Le contresens vient du fait que le bonheur (« une idée neuve en Europe » comme disait Saint Just en conclusion de son rapport devant la Convention au nom de Comité de salut public en 1794), ne peut se quantifier et aucun calcul ne peut en donner la mesure. Le bonheur est affaire personnelle et dépend beaucoup plus d’éléments non communicables à des statisticiens, comme l’affection, l’amour, etc. Qui peut mesurer la valeur des nuits passées à soigner son enfant ou du bénévolat auprès des plus démunis ? Qui peut prétendre mesurer la valeur du « travail » que faisait mère Teresa ?

On ne mesure pas ce qui est subjectif. Vouloir le faire conduit à prédéfinir une notion du bonheur, dont on voit ici ou là les prémices politiquement corrects : ce qui est payant, c’est mal ; tout comme la finance ou le marché ; la spéculation c’est le mal absolu ; en revanche, le développement durable, l’écologie politique, les services publics, l’aide sociale publique, c’est bien. M. Fitoussi nous montre le chemin : « il est indispensable pour le bien-être de milliards de personnes de développer, y compris avec des subventions, la recherche sur les nouvelles technologies de l’énergie et de l’environnement, les villes durables, etc. » Qui a décidé que c’était bien ? Les choix de millions de ménages ? Non, M. Fitoussi ou ses homologues. Et ces belles idées débouchent toujours, inéluctablement, sur de nouveaux impôts.
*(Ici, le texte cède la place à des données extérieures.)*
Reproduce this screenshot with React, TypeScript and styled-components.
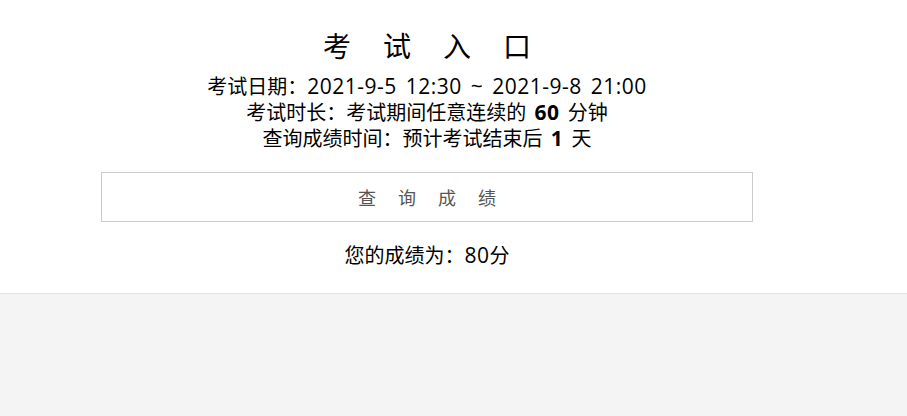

Il y a pire : on commence par mesurer, de manière arbitraire ; on continue par mettre en place des politiques pour favoriser cette conception du bonheur définie par le pouvoir ; et demain, ce sera obligatoire. On nous dira ce que nous devons faire pour être heureux, sinon nous ferions baisser le bonheur national brut et nous serions de mauvais citoyens. On peut sourire devant ces enfantillages ; en réalité, ils sont d’essence profondément totalitaire : croire que les hommes politiques peuvent choisir à notre place ce qui est bon pour nous. Les seuls choix acceptables sont ceux des hommes libres et responsables dans une société libre.